## What the exercise asks
Wherever the string "React" appears in the listing, copy that line.

## Source excerpt
________________________
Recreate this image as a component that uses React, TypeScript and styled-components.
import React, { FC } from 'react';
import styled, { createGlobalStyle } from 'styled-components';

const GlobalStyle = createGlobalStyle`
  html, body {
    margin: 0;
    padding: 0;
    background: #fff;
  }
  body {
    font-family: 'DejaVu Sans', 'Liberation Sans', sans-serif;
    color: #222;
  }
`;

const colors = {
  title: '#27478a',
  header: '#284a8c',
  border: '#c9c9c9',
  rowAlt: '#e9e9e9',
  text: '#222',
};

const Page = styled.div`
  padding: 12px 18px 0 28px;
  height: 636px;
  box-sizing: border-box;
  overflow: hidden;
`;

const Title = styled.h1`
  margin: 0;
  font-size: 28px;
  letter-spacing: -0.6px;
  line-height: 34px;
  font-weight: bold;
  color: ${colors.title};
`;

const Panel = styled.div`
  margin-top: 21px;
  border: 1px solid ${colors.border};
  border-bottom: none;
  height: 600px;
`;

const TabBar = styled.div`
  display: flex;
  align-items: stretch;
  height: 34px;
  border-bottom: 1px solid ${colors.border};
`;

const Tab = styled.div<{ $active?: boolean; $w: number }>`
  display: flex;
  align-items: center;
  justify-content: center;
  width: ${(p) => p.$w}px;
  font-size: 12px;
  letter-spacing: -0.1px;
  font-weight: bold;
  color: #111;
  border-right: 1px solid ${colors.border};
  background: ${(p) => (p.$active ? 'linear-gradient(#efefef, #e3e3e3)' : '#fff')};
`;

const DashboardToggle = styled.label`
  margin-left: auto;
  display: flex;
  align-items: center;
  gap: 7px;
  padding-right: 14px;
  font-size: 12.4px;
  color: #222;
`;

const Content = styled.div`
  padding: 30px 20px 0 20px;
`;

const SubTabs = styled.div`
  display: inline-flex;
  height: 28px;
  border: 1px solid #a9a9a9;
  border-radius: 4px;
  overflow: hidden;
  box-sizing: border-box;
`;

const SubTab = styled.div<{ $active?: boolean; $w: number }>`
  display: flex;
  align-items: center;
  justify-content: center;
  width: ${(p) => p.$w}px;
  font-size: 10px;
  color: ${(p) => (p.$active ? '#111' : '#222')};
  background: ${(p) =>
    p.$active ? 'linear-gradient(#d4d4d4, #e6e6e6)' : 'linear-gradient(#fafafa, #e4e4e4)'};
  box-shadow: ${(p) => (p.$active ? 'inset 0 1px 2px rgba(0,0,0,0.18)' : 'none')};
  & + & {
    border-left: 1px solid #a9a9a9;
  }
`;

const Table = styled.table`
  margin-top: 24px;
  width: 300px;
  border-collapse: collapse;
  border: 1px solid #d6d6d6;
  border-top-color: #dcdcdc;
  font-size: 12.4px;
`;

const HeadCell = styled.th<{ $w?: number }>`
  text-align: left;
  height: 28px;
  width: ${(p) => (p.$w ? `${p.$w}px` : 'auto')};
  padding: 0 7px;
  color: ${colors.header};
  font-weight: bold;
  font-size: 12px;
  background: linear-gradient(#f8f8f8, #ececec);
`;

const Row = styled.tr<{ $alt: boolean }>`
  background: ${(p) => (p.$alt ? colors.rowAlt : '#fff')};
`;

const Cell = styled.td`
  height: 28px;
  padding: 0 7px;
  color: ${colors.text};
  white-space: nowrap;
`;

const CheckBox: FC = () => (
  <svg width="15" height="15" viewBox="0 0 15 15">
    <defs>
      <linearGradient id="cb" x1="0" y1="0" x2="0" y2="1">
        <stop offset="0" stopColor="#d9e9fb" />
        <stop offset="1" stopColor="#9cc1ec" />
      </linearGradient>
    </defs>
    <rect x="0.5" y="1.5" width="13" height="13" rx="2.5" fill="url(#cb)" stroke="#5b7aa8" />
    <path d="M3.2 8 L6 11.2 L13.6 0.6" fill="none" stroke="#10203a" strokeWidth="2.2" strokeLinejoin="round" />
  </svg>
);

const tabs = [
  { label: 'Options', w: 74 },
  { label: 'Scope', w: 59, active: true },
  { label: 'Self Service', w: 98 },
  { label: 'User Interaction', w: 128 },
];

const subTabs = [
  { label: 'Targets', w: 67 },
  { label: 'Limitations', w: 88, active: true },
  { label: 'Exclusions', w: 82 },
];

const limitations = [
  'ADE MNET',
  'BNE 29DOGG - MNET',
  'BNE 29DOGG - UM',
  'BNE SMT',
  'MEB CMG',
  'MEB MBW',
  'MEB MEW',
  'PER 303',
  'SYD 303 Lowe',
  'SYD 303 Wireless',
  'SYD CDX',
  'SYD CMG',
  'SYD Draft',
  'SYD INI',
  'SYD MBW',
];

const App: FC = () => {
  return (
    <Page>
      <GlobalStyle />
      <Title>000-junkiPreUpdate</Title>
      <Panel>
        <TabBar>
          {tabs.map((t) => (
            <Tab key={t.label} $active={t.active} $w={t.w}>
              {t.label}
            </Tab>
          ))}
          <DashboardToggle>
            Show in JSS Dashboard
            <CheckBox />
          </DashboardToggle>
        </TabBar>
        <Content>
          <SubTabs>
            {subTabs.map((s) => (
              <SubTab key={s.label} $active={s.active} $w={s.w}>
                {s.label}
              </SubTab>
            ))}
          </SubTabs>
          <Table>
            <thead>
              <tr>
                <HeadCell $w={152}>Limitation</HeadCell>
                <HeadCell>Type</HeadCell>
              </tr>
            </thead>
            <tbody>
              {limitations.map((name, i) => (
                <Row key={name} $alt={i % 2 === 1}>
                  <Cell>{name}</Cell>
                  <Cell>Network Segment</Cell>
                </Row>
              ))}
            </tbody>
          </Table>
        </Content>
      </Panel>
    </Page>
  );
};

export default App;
________________________
## Completed exercise
Recreate this image as a component that uses React, TypeScript and styled-components.
import React, { FC } from 'react';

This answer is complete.